U.S. adversaries have developed dominant drone technology that could outpace U.S. countermeasures.
CNAS Analysts have stated, “the drone threat in the Middle East, while serious and deadly, is negligible when compared to the capabilities of China, whose People’s Liberation Army (PLA) will soon have the largest and most advanced drone force in the world.”
Chinese aerospace engineers have developed upgrades to PLA drone swarms, claiming to make them autonomous, resilient, and harder to intercept. As of last year, the engineers were able to achieve a 60% survival rate of swarm drones in countermeasure exercises. They intend to increase its score to 87% to overwhelm enemy sensors and interceptors. The PLA have made their drone swarms needing minimal human assistance. China demonstrated the use of swarm warfare where only one soldier was needed to control more than 200 drones. The Pentagon has emphasized concern for China’s rapid growth in large-scale UAS expansion and mass-production capabilities of military drones. Analysts explain that current U.S. systems are not built to counter such massed attacks that China could impose.
Russia has developed its drone combat abilities throughout its conflict with Ukraine. It has used UAVs for artillery support, surveillance, and strikes daily against Ukraine. Although Russia has not achieved China’s production scale, Russia’s ability to support its warfare with drone technology at the ready exemplifies the potential threat adversaries’ rapid manufacturing of drone technology could be to the United States.
What The U.S. Can Do To Evolve
Analysts believe the United States needs to urgently develop its countermeasures and drone capabilities. Creating well-established U.S. defense architecture, enhancing drone systems, and expanding legal authority to the military rapidly is vital for the United States to handle threats.

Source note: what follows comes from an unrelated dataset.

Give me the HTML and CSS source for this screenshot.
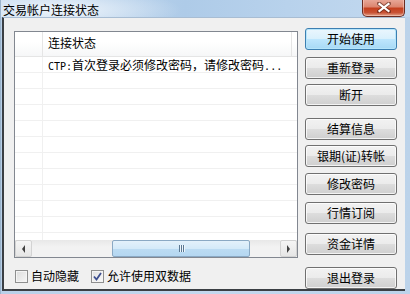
FILE: index.html
```html
<!DOCTYPE html>
<html lang="zh-CN">
<head>
<meta charset="utf-8">
<title>交易帐户连接状态</title>
<link rel="stylesheet" href="styles.css">
</head>
<body>
<div class="window">
  <div class="titlebar">
    <span class="title">交易帐户连接状态</span>
    <div class="close">
      <svg width="14" height="11" viewBox="0 0 14 11">
        <path d="M2 1.5 L12 9.5 M12 1.5 L2 9.5" stroke="#4a1a10" stroke-width="4" stroke-linecap="square" opacity="0.55"/>
        <path d="M2.5 2 L11.5 9 M11.5 2 L2.5 9" stroke="#ffffff" stroke-width="2.2" stroke-linecap="square"/>
      </svg>
    </div>
  </div>
  <div class="client">
    <div class="leftcol">
      <div class="listview">
        <div class="lv-header">
          <div class="hcell h1"></div>
          <div class="hcell h2">连接状态</div>
          <div class="hcell h3"></div>
        </div>
        <div class="lv-body">
          <div class="row"><div class="cell c1"></div><div class="cell c2"><span class="asc">CTP:</span>首次登录必须修改密码，请修改密码<span class="asc">...</span></div></div>
        </div>
        <div class="hscroll">
          <div class="sb-btn"><span class="tri-left"></span></div>
          <div class="sb-track">
            <div class="sb-thumb"><span class="grip"></span><span class="grip"></span><span class="grip"></span></div>
          </div>
          <div class="sb-btn"><span class="tri-right"></span></div>
        </div>
      </div>
      <div class="checks">
        <label class="check"><span class="box"></span><span class="lbl">自动隐藏</span></label>
        <label class="check"><span class="box checked"><svg width="9" height="9" viewBox="0 0 9 9"><path d="M1 4.5 L3.5 7.5 L8 1" stroke="#3d4f8f" stroke-width="1.8" fill="none"/></svg></span><span class="lbl">允许使用双数据</span></label>
      </div>
    </div>
    <div class="buttons">
      <div class="btn default">开始使用</div>
      <div class="btn mt7">重新登录</div>
      <div class="btn mt5">断开</div>
      <div class="btn mt13">结算信息</div>
      <div class="btn mt5">银期(证)转帐</div>
      <div class="btn mt6">修改密码</div>
      <div class="btn mt7">行情订阅</div>
      <div class="btn mt9">资金详情</div>
      <div class="btn mt13">退出登录</div>
    </div>
  </div>
</div>
</body>
</html>
```

FILE: styles.css
```css
* { box-sizing: border-box; }
html, body { margin: 0; padding: 0; }
body {
  width: 410px;
  height: 294px;
  overflow: hidden;
  font-family: "Noto Sans CJK SC", "Noto Sans", sans-serif;
  font-size: 12px;
  color: #000;
}
.window {
  width: 410px;
  height: 294px;
  display: flex;
  flex-direction: column;
  background: linear-gradient(to right, #b9d0e8 0%, #c4d8ee 50%, #bcd3ea 100%);
  border-left: 1px solid #9bb4cd;
}
.titlebar {
  height: 22px;
  position: relative;
  background:
    radial-gradient(ellipse 120px 22px at 60px 10px, rgba(240,246,252,0.95), rgba(240,246,252,0) 100%),
    linear-gradient(to right, #c6daef 0%, #aecbe8 45%, #b8d2ec 70%, #c3d9ef 100%);
}
.title {
  position: absolute;
  left: 2px;
  top: 2px;
  line-height: 16px;
  font-size: 12px;
  color: #000;
}
.close {
  position: absolute;
  left: 361px;
  top: -1px;
  width: 43px;
  height: 18px;
  border: 1px solid #6b2d22;
  border-top: none;
  border-radius: 0 0 5px 5px;
  background: linear-gradient(to bottom, #e9ab9c 0%, #dc8670 45%, #c4401f 55%, #c85234 80%, #e2a38a 100%);
  box-shadow: inset 0 0 0 1px rgba(255,220,210,0.45);
  display: flex;
  align-items: center;
  justify-content: center;
}
.client {
  flex: 1;
  margin: 0 5px 3px 1px;
  background: #f0f0f0;
  border-left: 2px solid #3b3f44;
  border-bottom: 2px solid #3b3f44;
  border-top: 1px solid #a8bdd3;
  display: flex;
}
.leftcol {
  padding: 13px 0 0 10px;
  width: 294px;
}
.listview {
  width: 284px;
  height: 227px;
  border: 1px solid #828790;
  background: #fff;
  display: flex;
  flex-direction: column;
}
.lv-header {
  height: 25px;
  display: flex;
  border-bottom: 1px solid #e5e5e5;
  background: linear-gradient(to bottom, #ffffff 0%, #ffffff 40%, #f6f7f8 100%);
}
.hcell {
  line-height: 22px;
  padding-left: 5px;
}
.h1 { width: 28px; border-right: 1px solid #e5e5e5; }
.h2 { width: 250px; border-right: 1px solid #e5e5e5; }
.h3 { flex: 1; }
.lv-body {
  flex: 1;
  background:
    linear-gradient(to right, transparent 27px, #f0f0f0 27px, #f0f0f0 28px, transparent 28px),
    repeating-linear-gradient(to bottom, transparent 0, transparent 15px, #f0f0f0 15px, #f0f0f0 16px);
}
.row {
  display: flex;
  height: 16px;
  line-height: 15px;
}
.cell.c1 { width: 28px; }
.cell.c2 { padding-left: 5px; white-space: nowrap; }
.asc {
  font-family: "DejaVu Sans Mono", "Liberation Mono", monospace;
  font-size: 10px;
}
.hscroll {
  height: 17px;
  display: flex;
  background: linear-gradient(to right, #e3e3e3, #ececec 2px, #f0f0f0);
}
.sb-btn {
  width: 17px;
  height: 17px;
  border: 1px solid #d3d3d3;
  border-radius: 2px;
  background: linear-gradient(to bottom, #f5f5f5, #e6e6e6);
  display: flex;
  align-items: center;
  justify-content: center;
}
.tri-left {
  width: 0; height: 0;
  border-top: 4px solid transparent;
  border-bottom: 4px solid transparent;
  border-right: 3px solid #404040;
}
.tri-right {
  width: 0; height: 0;
  border-top: 4px solid transparent;
  border-bottom: 4px solid transparent;
  border-left: 3px solid #404040;
}
.sb-track {
  flex: 1;
  display: flex;
  padding-left: 80px;
  background: linear-gradient(to bottom, #e8e8e8, #f2f2f2 40%, #f2f2f2);
}
.sb-thumb {
  width: 138px;
  height: 17px;
  border: 1px solid #8aa9c4;
  border-radius: 2px;
  background: linear-gradient(to bottom, #e3f1fb 0%, #d4eaf9 50%, #bcdcf3 51%, #b5d7f1 100%);
  display: flex;
  align-items: center;
  justify-content: center;
  gap: 1px;
}
.grip {
  width: 1px;
  height: 7px;
  background: #5b7892;
  box-shadow: 1px 0 0 #eef6fc;
}
.checks {
  display: flex;
  align-items: center;
  margin-top: 11px;
  padding-left: 1px;
  height: 14px;
}
.check {
  display: flex;
  align-items: center;
  line-height: 14px;
}
.check + .check { margin-left: 12px; }
.box {
  width: 13px;
  height: 13px;
  border: 1px solid #8e8f8f;
  background: linear-gradient(135deg, #dcdcdc, #f6f6f6);
  box-shadow: inset 0 0 0 1px #f4f4f4;
  display: flex;
  align-items: center;
  justify-content: center;
  margin-right: 3px;
}
.box.checked { background: linear-gradient(135deg, #e0e0e0, #fafafa); }
.lbl { white-space: nowrap; }
.buttons {
  padding-top: 10px;
  margin-left: 7px;
  width: 92px;
  display: flex;
  flex-direction: column;
}
.btn {
  height: 22px;
  width: 92px;
  border: 1px solid #707070;
  border-radius: 3px;
  background: linear-gradient(to bottom, #f2f2f2 0%, #ebebeb 50%, #dddddd 51%, #cfcfcf 100%);
  box-shadow: inset 0 0 0 1px rgba(255,255,255,0.75);
  text-align: center;
  line-height: 20px;
  white-space: nowrap;
}
.btn.default {
  border-color: #3c7fb1;
  background: linear-gradient(to bottom, #eaf6fd 0%, #d9f0fc 50%, #bee6fd 51%, #a7d9f5 100%);
  box-shadow: inset 0 0 0 1px #b6e5fb;
}
.mt5 { margin-top: 5px; }
.mt6 { margin-top: 6px; }
.mt7 { margin-top: 7px; }
.mt9 { margin-top: 9px; }
.mt13 { margin-top: 12px; }
```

The unification of integrated detect-and-defeat mechanisms with proven layered combat/defense systems would provide assurance that U.S. forces will have anti-drone systems with the architecture necessary to defeat threats. Direct-energy laser weapons are cheap per shot and efficient but have limited range and are weather-dependent. Kinetic interceptors are reliable to destroy drone systems weighing over 1,000 lbs but are expensive per shot, have limited magazine depths, and are currently underemployed. The Center for a New American Security reports that U.S. forces do not have technicological capabilities to detect inbound drone attacks beyond a few miles away. Congressional Research Services has noted that small drones flying at low altitudes are challenging to detect. This leaves soldiers with as little as minutes to prepare for incoming attacks. Because of this, the Department of War (DOW) is investing billions of dollars in detect-and-defeat tracking systems. An active defense system used by the DOW is interceptor drones. Interceptor drones are used to shoot down small drones and other unmanned aircraft systems (UAS) but are costly, limited in numbers, and not ideal for handling threats such as mass-swarm attacks. Although limited and not widespread, U.S. forces are experimenting with AI-enabled counter-drone systems to identify enemy drones and ram them with low-cost inceptor drones of their own. Continuing the urgent development of counter-drone sensors in the U.S. and across seas is necessary to handle the issue of small drone operations. The Defense Innovation Unit is actively seeking vendors that can rapidly provide new prototype sensors that can detect threats.
Bureaucratic and legal barriers withhold the military’s ability to respond quickly to drone sightings. To quickly react to potential drone attacks, the Pentagon has provided broadened counter-drone authority to the military. This authority expands base commanders’ defensive area surrounding facilities, distinguishes any unauthorized drone surveillance over military installations as threats, allows UAS sensor data sharing between federal agencies, and provides military leaders the authority to classify military facilities the necessary classification for drone defense.